_Exercise directions_.
Transcribe the listing verbatim. Do not carry over any pictures.

_Material_.
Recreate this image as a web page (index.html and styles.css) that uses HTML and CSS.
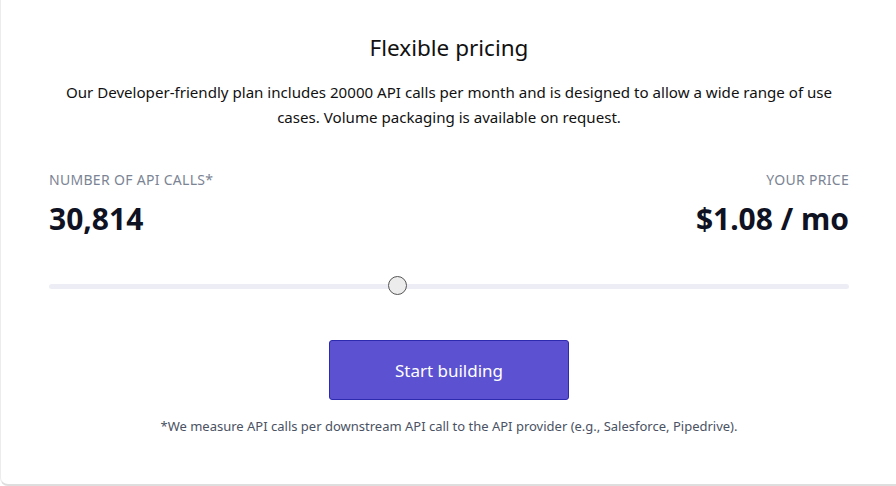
FILE: index.html
```html
<!DOCTYPE html>
<html>
<head>
<meta charset="utf-8">
<link rel="stylesheet" href="styles.css">
</head>
<body>
<div class="card">
  <div class="inner">
    <h1 class="title">Flexible pricing</h1>
    <p class="desc">Our Developer-friendly plan includes 20000 API calls per month and is designed to allow a wide range of use cases. Volume packaging is available on request.</p>
    <div class="stats">
      <div class="stat">
        <div class="label">Number of API calls*</div>
        <div class="value">30,814</div>
      </div>
      <div class="stat right">
        <div class="label">Your price</div>
        <div class="value">$1.08 / mo</div>
      </div>
    </div>
    <div class="slider">
      <div class="track"></div>
      <div class="thumb" style="left: 43.6%"></div>
    </div>
    <div class="actions">
      <button class="btn">Start building</button>
    </div>
    <p class="note">*We measure API calls per downstream API call to the API provider (e.g., Salesforce, Pipedrive).</p>
  </div>
</div>
</body>
</html>
```
FILE: styles.css
```css
html, body {
  margin: 0;
  padding: 0;
  background: #ffffff;
}
body {
  font-family: "Noto Sans", "Open Sans", sans-serif;
  color: #1a1a1a;
}
.card {
  box-sizing: border-box;
  width: 900px;
  height: 486px;
  border-left: 1px solid #ececec;
  border-bottom: 2px solid #dedede;
  border-bottom-left-radius: 8px;
  background: #fff;
  padding-top: 30px;
}
.inner {
  width: 800px;
  margin-left: 48px;
}
.title {
  margin: 0;
  text-align: center;
  font-size: 22.5px;
  font-weight: 400;
  line-height: 36px;
  color: #111;
}
.desc {
  margin: 14px auto 0;
  width: 800px;
  text-align: center;
  font-size: 15.1px;
  line-height: 25px;
  color: #111;
}
.stats {
  display: flex;
  justify-content: space-between;
  margin-top: 41px;
}
.stat.right {
  text-align: right;
}
.label {
  font-size: 14px;
  text-transform: uppercase;
  color: #7b8494;
  letter-spacing: 0.3px;
  line-height: 18px;
}
.value {
  margin-top: 10px;
  font-size: 30px;
  font-weight: 700;
  color: #0f1222;
  line-height: 40px;
}
.slider {
  position: relative;
  margin-top: 37px;
  height: 20px;
}
.track {
  position: absolute;
  left: 0;
  right: 0;
  top: 8px;
  height: 5px;
  border-radius: 3px;
  background: #ededf5;
}
.thumb {
  position: absolute;
  top: 0;
  width: 17px;
  height: 17px;
  margin-left: -10px;
  border-radius: 50%;
  background: #ececec;
  border: 1px solid #555;
}
.actions {
  display: flex;
  justify-content: center;
  margin-top: 44px;
}
.btn {
  width: 240px;
  height: 60px;
  background: #5b51d1;
  border: 1px solid #2e2ab0;
  border-radius: 3px;
  color: #fff;
  font-family: "Noto Sans", "Open Sans", sans-serif;
  font-size: 17px;
  cursor: pointer;
}
.note {
  margin: 17px 0 0;
  text-align: center;
  font-size: 13px;
  color: #4a5263;
  line-height: 18px;
}
```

_Solution to the problem_.
Recreate this image as a web page (index.html and styles.css) that uses HTML and CSS.
FILE: index.html
```html
<!DOCTYPE html>
<html>
<head>
<meta charset="utf-8">
<link rel="stylesheet" href="styles.css">
</head>
<body>
<div class="card">
  <div class="inner">
    <h1 class="title">Flexible pricing</h1>
    <p class="desc">Our Developer-friendly plan includes 20000 API calls per month and is designed to allow a wide range of use cases. Volume packaging is available on request.</p>
    <div class="stats">
      <div class="stat">
        <div class="label">Number of API calls*</div>
        <div class="value">30,814</div>
      </div>
      <div class="stat right">
        <div class="label">Your price</div>
        <div class="value">$1.08 / mo</div>
      </div>
    </div>
    <div class="slider">
      <div class="track"></div>
      <div class="thumb" style="left: 43.6%"></div>
    </div>
    <div class="actions">
      <button class="btn">Start building</button>
    </div>
    <p class="note">*We measure API calls per downstream API call to the API provider (e.g., Salesforce, Pipedrive).</p>
  </div>
</div>
</body>
</html>
```
FILE: styles.css
```css
html, body {
  margin: 0;
  padding: 0;
  background: #ffffff;
}
body {
  font-family: "Noto Sans", "Open Sans", sans-serif;
  color: #1a1a1a;
}
.card {
  box-sizing: border-box;
  width: 900px;
  height: 486px;
  border-left: 1px solid #ececec;
  border-bottom: 2px solid #dedede;
  border-bottom-left-radius: 8px;
  background: #fff;
  padding-top: 30px;
}
.inner {
  width: 800px;
  margin-left: 48px;
}
.title {
  margin: 0;
  text-align: center;
  font-size: 22.5px;
  font-weight: 400;
  line-height: 36px;
  color: #111;
}
.desc {
  margin: 14px auto 0;
  width: 800px;
  text-align: center;
  font-size: 15.1px;
  line-height: 25px;
  color: #111;
}
.stats {
  display: flex;
  justify-content: space-between;
  margin-top: 41px;
}
.stat.right {
  text-align: right;
}
.label {
  font-size: 14px;
  text-transform: uppercase;
  color: #7b8494;
  letter-spacing: 0.3px;
  line-height: 18px;
}
.value {
  margin-top: 10px;
  font-size: 30px;
  font-weight: 700;
  color: #0f1222;
  line-height: 40px;
}
.slider {
  position: relative;
  margin-top: 37px;
  height: 20px;
}
.track {
  position: absolute;
  left: 0;
  right: 0;
  top: 8px;
  height: 5px;
  border-radius: 3px;
  background: #ededf5;
}
.thumb {
  position: absolute;
  top: 0;
  width: 17px;
  height: 17px;
  margin-left: -10px;
  border-radius: 50%;
  background: #ececec;
  border: 1px solid #555;
}
.actions {
  display: flex;
  justify-content: center;
  margin-top: 44px;
}
.btn {
  width: 240px;
  height: 60px;
  background: #5b51d1;
  border: 1px solid #2e2ab0;
  border-radius: 3px;
  color: #fff;
  font-family: "Noto Sans", "Open Sans", sans-serif;
  font-size: 17px;
  cursor: pointer;
}
.note {
  margin: 17px 0 0;
  text-align: center;
  font-size: 13px;
  color: #4a5263;
  line-height: 18px;
}
```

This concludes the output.